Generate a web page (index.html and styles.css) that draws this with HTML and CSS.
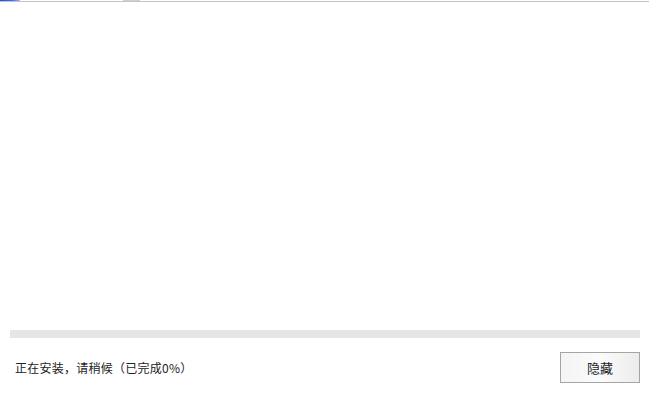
FILE: index.html
```html
<!DOCTYPE html>
<html lang="zh-CN">
<head>
    <meta charset="UTF-8">
    <meta name="viewport" content="width=device-width, initial-scale=1.0">
    <title>安装</title>
    <link rel="stylesheet" href="styles.css">
</head>
<body>
    <div class="window">
        <div class="top-strip">
            <span class="tab-blue"></span>
            <span class="tab-gray"></span>
        </div>
        <div class="content"></div>
        <div class="progress">
            <div class="progress-fill"></div>
        </div>
        <div class="footer">
            <span class="status">正在安装，请稍候（已完成0%）</span>
            <button class="hide-button">隐藏</button>
        </div>
    </div>
</body>
</html>
```

FILE: styles.css
```css
body {
    margin: 0;
    background: #ffffff;
    font-family: "Noto Sans CJK SC", "Microsoft YaHei", sans-serif;
    color: #333;
}
.window {
    width: 649px;
    height: 393px;
    display: flex;
    flex-direction: column;
    overflow: hidden;
}
.top-strip {
    height: 1px;
    border-bottom: 1px solid #c4c4c4;
    display: flex;
}
.tab-blue {
    width: 20px;
    height: 1px;
    background: linear-gradient(90deg, #1f4fd8 0%, #3b6ff0 60%, #9fb3e8 100%);
}
.tab-gray {
    width: 17px;
    height: 1px;
    margin-left: 103px;
    background: #d0d0d0;
}
.content {
    height: 328px;
}
.progress {
    height: 8px;
    margin: 0 9px 0 10px;
    background: #e6e6e6;
}
.progress-fill {
    width: 0;
    height: 100%;
    background: #4aa3df;
}
.footer {
    display: flex;
    justify-content: space-between;
    align-items: center;
    padding: 14px 9px 0 15px;
}
.status {
    font-size: 12px;
    letter-spacing: 0.25px;
    color: #222;
}
.hide-button {
    width: 80px;
    height: 31px;
    border: 1px solid #a5a5a5;
    border-radius: 0;
    background: linear-gradient(90deg, #f4f4f4 0%, #fbfbfb 50%, #ececec 100%);
    font-family: inherit;
    font-size: 13px;
    color: #222;
    padding: 0;
}
```
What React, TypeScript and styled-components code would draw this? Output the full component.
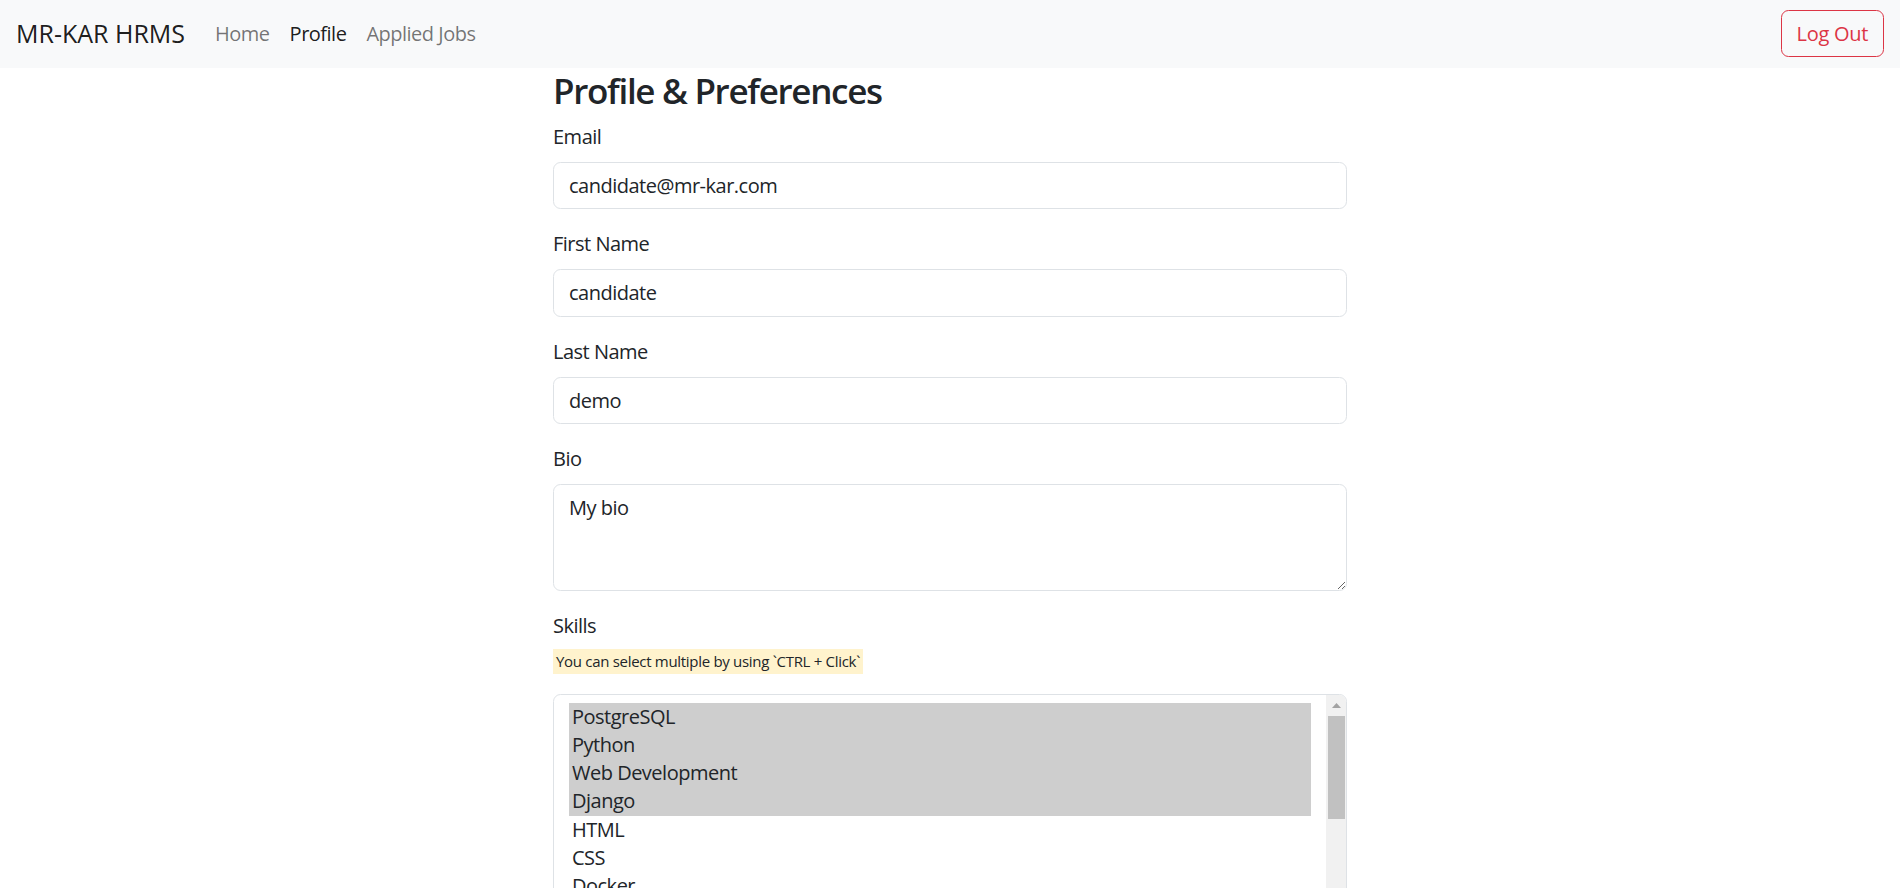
import React from "react";
import styled, { createGlobalStyle } from "styled-components";

const Global = createGlobalStyle`
  html, body { margin: 0; padding: 0; overflow: hidden; }
  body {
    font-family: "Segoe UI", "Open Sans", "Liberation Sans", sans-serif;
    font-size: 20px;
    line-height: 1.5;
    letter-spacing: -0.5px;
    color: #212529;
    background: #fff;
  }
  * { box-sizing: border-box; }
`;

const Navbar = styled.nav`
  display: flex;
  align-items: center;
  justify-content: space-between;
  background: #f8f9fa;
  padding: 10px 16px;
  height: 67.5px;
`;

const NavLeft = styled.div`
  display: flex;
  align-items: center;
`;

const Brand = styled.a`
  font-size: 25px;
  line-height: 37.5px;
  padding: 5px 0;
  margin-right: 20px;
  letter-spacing: 0;
  color: rgba(0, 0, 0, 0.9);
  text-decoration: none;
`;

const NavLink = styled.a<{ $active?: boolean }>`
  padding: 10px;
  font-size: 20px;
  line-height: 30px;
  color: ${(p) => (p.$active ? "rgba(0,0,0,0.9)" : "rgba(0,0,0,0.55)")};
  text-decoration: none;
`;

const LogoutButton = styled.button`
  font-family: inherit;
  font-size: 20px;
  line-height: 30px;
  letter-spacing: -0.3px;
  padding: 7.5px 15px;
  color: #dc3545;
  background: transparent;
  border: 1px solid #dc3545;
  border-radius: 7.5px;
  cursor: pointer;
`;

const Container = styled.main`
  width: 794px;
  margin: 0 auto;
`;

const Heading = styled.h3`
  font-size: 35px;
  font-weight: 600;
  line-height: 42px;
  letter-spacing: -1.3px;
  margin: 2px 0 10px;
`;

const Group = styled.div`
  margin-bottom: 20px;
`;

const Label = styled.label<{ $tight?: boolean }>`
  display: block;
  margin-bottom: ${(p) => (p.$tight ? "8px" : "10px")};
`;

const Input = styled.input`
  display: block;
  width: 100%;
  height: 47.5px;
  padding: 7.5px 15px;
  font-family: inherit;
  font-size: 20px;
  line-height: 30px;
  letter-spacing: -0.5px;
  color: #212529;
  border: 1px solid #dee2e6;
  border-radius: 7.5px;
  outline: none;
`;

const TextArea = styled.textarea`
  display: block;
  width: 100%;
  height: 107px;
  padding: 7.5px 15px;
  font-family: inherit;
  font-size: 20px;
  line-height: 30px;
  letter-spacing: -0.5px;
  color: #212529;
  border: 1px solid #dee2e6;
  border-radius: 7.5px;
  resize: vertical;
  outline: none;
`;

const Hint = styled.div`
  display: block;
  width: fit-content;
  height: 25px;
  line-height: 25px;
  padding: 0 3px;
  font-size: 15px;
  letter-spacing: -0.3px;
  background: #fff3cd;
  color: #212529;
  margin-bottom: 20px;
`;

const SelectBox = styled.div`
  display: flex;
  height: 300px;
  border: 1px solid #dee2e6;
  border-radius: 7.5px;
  overflow: hidden;
`;

const OptionList = styled.div`
  flex: 1;
  padding: 7.5px 15px;
`;

const Option = styled.div<{ $selected?: boolean }>`
  height: 28.25px;
  line-height: 28px;
  padding: 0 3px;
  font-size: 20px;
  background: ${(p) => (p.$selected ? "#cecece" : "transparent")};
`;

const Track = styled.div`
  width: 20px;
  background: #f1f1f1;
  display: flex;
  flex-direction: column;
  align-items: center;
`;

const ArrowBtn = styled.div`
  height: 21px;
  width: 100%;
  display: flex;
  align-items: center;
  justify-content: center;
`;

const Thumb = styled.div`
  width: 17px;
  height: 103px;
  background: #c1c1c1;
`;

const skills = [
  { name: "PostgreSQL", selected: true },
  { name: "Python", selected: true },
  { name: "Web Development", selected: true },
  { name: "Django", selected: true },
  { name: "HTML", selected: false },
  { name: "CSS", selected: false },
  { name: "Docker", selected: false },
  { name: "JavaScript", selected: false },
  { name: "React", selected: false },
  { name: "Git", selected: false },
];

export default function App() {
  return (
    <>
      <Global />
      <Navbar>
        <NavLeft>
          <Brand href="#">MR-KAR HRMS</Brand>
          <NavLink href="#">Home</NavLink>
          <NavLink href="#" $active>
            Profile
          </NavLink>
          <NavLink href="#">Applied Jobs</NavLink>
        </NavLeft>
        <LogoutButton>Log Out</LogoutButton>
      </Navbar>
      <Container>
        <Heading>Profile &amp; Preferences</Heading>
        <Group>
          <Label>Email</Label>
          <Input defaultValue="candidate@mr-kar.com" />
        </Group>
        <Group>
          <Label>First Name</Label>
          <Input defaultValue="candidate" />
        </Group>
        <Group>
          <Label>Last Name</Label>
          <Input defaultValue="demo" />
        </Group>
        <Group>
          <Label>Bio</Label>
          <TextArea defaultValue="My bio" />
        </Group>
        <Group>
          <Label $tight>Skills</Label>
          <Hint>You can select multiple by using `CTRL + Click`</Hint>
          <SelectBox>
            <OptionList>
              {skills.map((s) => (
                <Option key={s.name} $selected={s.selected}>
                  {s.name}
                </Option>
              ))}
            </OptionList>
            <Track>
              <ArrowBtn>
                <svg width="9" height="5" viewBox="0 0 9 5">
                  <polygon points="4.5,0 9,5 0,5" fill="#a3a3a3" />
                </svg>
              </ArrowBtn>
              <Thumb />
            </Track>
          </SelectBox>
        </Group>
      </Container>
    </>
  );
}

------------------------------------------------------------

Print out the lines exactly, skipping any picture.

● THE SOLUTION
Generate a web page (index.html and styles.css) that draws this with HTML and CSS.
FILE: index.html
```html
<!DOCTYPE html>
<html lang="zh-CN">
<head>
    <meta charset="UTF-8">
    <meta name="viewport" content="width=device-width, initial-scale=1.0">
    <title>安装</title>
    <link rel="stylesheet" href="styles.css">
</head>
<body>
    <div class="window">
        <div class="top-strip">
            <span class="tab-blue"></span>
            <span class="tab-gray"></span>
        </div>
        <div class="content"></div>
        <div class="progress">
            <div class="progress-fill"></div>
        </div>
        <div class="footer">
            <span class="status">正在安装，请稍候（已完成0%）</span>
            <button class="hide-button">隐藏</button>
        </div>
    </div>
</body>
</html>
```

FILE: styles.css
```css
body {
    margin: 0;
    background: #ffffff;
    font-family: "Noto Sans CJK SC", "Microsoft YaHei", sans-serif;
    color: #333;
}
.window {
    width: 649px;
    height: 393px;
    display: flex;
    flex-direction: column;
    overflow: hidden;
}
.top-strip {
    height: 1px;
    border-bottom: 1px solid #c4c4c4;
    display: flex;
}
.tab-blue {
    width: 20px;
    height: 1px;
    background: linear-gradient(90deg, #1f4fd8 0%, #3b6ff0 60%, #9fb3e8 100%);
}
.tab-gray {
    width: 17px;
    height: 1px;
    margin-left: 103px;
    background: #d0d0d0;
}
.content {
    height: 328px;
}
.progress {
    height: 8px;
    margin: 0 9px 0 10px;
    background: #e6e6e6;
}
.progress-fill {
    width: 0;
    height: 100%;
    background: #4aa3df;
}
.footer {
    display: flex;
    justify-content: space-between;
    align-items: center;
    padding: 14px 9px 0 15px;
}
.status {
    font-size: 12px;
    letter-spacing: 0.25px;
    color: #222;
}
.hide-button {
    width: 80px;
    height: 31px;
    border: 1px solid #a5a5a5;
    border-radius: 0;
    background: linear-gradient(90deg, #f4f4f4 0%, #fbfbfb 50%, #ececec 100%);
    font-family: inherit;
    font-size: 13px;
    color: #222;
    padding: 0;
}
```
What React, TypeScript and styled-components code would draw this? Output the full component.
import React from "react";
import styled, { createGlobalStyle } from "styled-components";

const Global = createGlobalStyle`
  html, body { margin: 0; padding: 0; overflow: hidden; }
  body {
    font-family: "Segoe UI", "Open Sans", "Liberation Sans", sans-serif;
    font-size: 20px;
    line-height: 1.5;
    letter-spacing: -0.5px;
    color: #212529;
    background: #fff;
  }
  * { box-sizing: border-box; }
`;

const Navbar = styled.nav`
  display: flex;
  align-items: center;
  justify-content: space-between;
  background: #f8f9fa;
  padding: 10px 16px;
  height: 67.5px;
`;

const NavLeft = styled.div`
  display: flex;
  align-items: center;
`;

const Brand = styled.a`
  font-size: 25px;
  line-height: 37.5px;
  padding: 5px 0;
  margin-right: 20px;
  letter-spacing: 0;
  color: rgba(0, 0, 0, 0.9);
  text-decoration: none;
`;

const NavLink = styled.a<{ $active?: boolean }>`
  padding: 10px;
  font-size: 20px;
  line-height: 30px;
  color: ${(p) => (p.$active ? "rgba(0,0,0,0.9)" : "rgba(0,0,0,0.55)")};
  text-decoration: none;
`;

const LogoutButton = styled.button`
  font-family: inherit;
  font-size: 20px;
  line-height: 30px;
  letter-spacing: -0.3px;
  padding: 7.5px 15px;
  color: #dc3545;
  background: transparent;
  border: 1px solid #dc3545;
  border-radius: 7.5px;
  cursor: pointer;
`;

const Container = styled.main`
  width: 794px;
  margin: 0 auto;
`;

const Heading = styled.h3`
  font-size: 35px;
  font-weight: 600;
  line-height: 42px;
  letter-spacing: -1.3px;
  margin: 2px 0 10px;
`;

const Group = styled.div`
  margin-bottom: 20px;
`;

const Label = styled.label<{ $tight?: boolean }>`
  display: block;
  margin-bottom: ${(p) => (p.$tight ? "8px" : "10px")};
`;

const Input = styled.input`
  display: block;
  width: 100%;
  height: 47.5px;
  padding: 7.5px 15px;
  font-family: inherit;
  font-size: 20px;
  line-height: 30px;
  letter-spacing: -0.5px;
  color: #212529;
  border: 1px solid #dee2e6;
  border-radius: 7.5px;
  outline: none;
`;

const TextArea = styled.textarea`
  display: block;
  width: 100%;
  height: 107px;
  padding: 7.5px 15px;
  font-family: inherit;
  font-size: 20px;
  line-height: 30px;
  letter-spacing: -0.5px;
  color: #212529;
  border: 1px solid #dee2e6;
  border-radius: 7.5px;
  resize: vertical;
  outline: none;
`;

const Hint = styled.div`
  display: block;
  width: fit-content;
  height: 25px;
  line-height: 25px;
  padding: 0 3px;
  font-size: 15px;
  letter-spacing: -0.3px;
  background: #fff3cd;
  color: #212529;
  margin-bottom: 20px;
`;

const SelectBox = styled.div`
  display: flex;
  height: 300px;
  border: 1px solid #dee2e6;
  border-radius: 7.5px;
  overflow: hidden;
`;

const OptionList = styled.div`
  flex: 1;
  padding: 7.5px 15px;
`;

const Option = styled.div<{ $selected?: boolean }>`
  height: 28.25px;
  line-height: 28px;
  padding: 0 3px;
  font-size: 20px;
  background: ${(p) => (p.$selected ? "#cecece" : "transparent")};
`;

const Track = styled.div`
  width: 20px;
  background: #f1f1f1;
  display: flex;
  flex-direction: column;
  align-items: center;
`;

const ArrowBtn = styled.div`
  height: 21px;
  width: 100%;
  display: flex;
  align-items: center;
  justify-content: center;
`;

const Thumb = styled.div`
  width: 17px;
  height: 103px;
  background: #c1c1c1;
`;

const skills = [
  { name: "PostgreSQL", selected: true },
  { name: "Python", selected: true },
  { name: "Web Development", selected: true },
  { name: "Django", selected: true },
  { name: "HTML", selected: false },
  { name: "CSS", selected: false },
  { name: "Docker", selected: false },
  { name: "JavaScript", selected: false },
  { name: "React", selected: false },
  { name: "Git", selected: false },
];

export default function App() {
  return (
    <>
      <Global />
      <Navbar>
        <NavLeft>
          <Brand href="#">MR-KAR HRMS</Brand>
          <NavLink href="#">Home</NavLink>
          <NavLink href="#" $active>
            Profile
          </NavLink>
          <NavLink href="#">Applied Jobs</NavLink>
        </NavLeft>
        <LogoutButton>Log Out</LogoutButton>
      </Navbar>
      <Container>
        <Heading>Profile &amp; Preferences</Heading>
        <Group>
          <Label>Email</Label>
          <Input defaultValue="candidate@mr-kar.com" />
        </Group>
        <Group>
          <Label>First Name</Label>
          <Input defaultValue="candidate" />
        </Group>
        <Group>
          <Label>Last Name</Label>
          <Input defaultValue="demo" />
        </Group>
        <Group>
          <Label>Bio</Label>
          <TextArea defaultValue="My bio" />
        </Group>
        <Group>
          <Label $tight>Skills</Label>
          <Hint>You can select multiple by using `CTRL + Click`</Hint>
          <SelectBox>
            <OptionList>
              {skills.map((s) => (
                <Option key={s.name} $selected={s.selected}>
                  {s.name}
                </Option>
              ))}
            </OptionList>
            <Track>
              <ArrowBtn>
                <svg width="9" height="5" viewBox="0 0 9 5">
                  <polygon points="4.5,0 9,5 0,5" fill="#a3a3a3" />
                </svg>
              </ArrowBtn>
              <Thumb />
            </Track>
          </SelectBox>
        </Group>
      </Container>
    </>
  );
}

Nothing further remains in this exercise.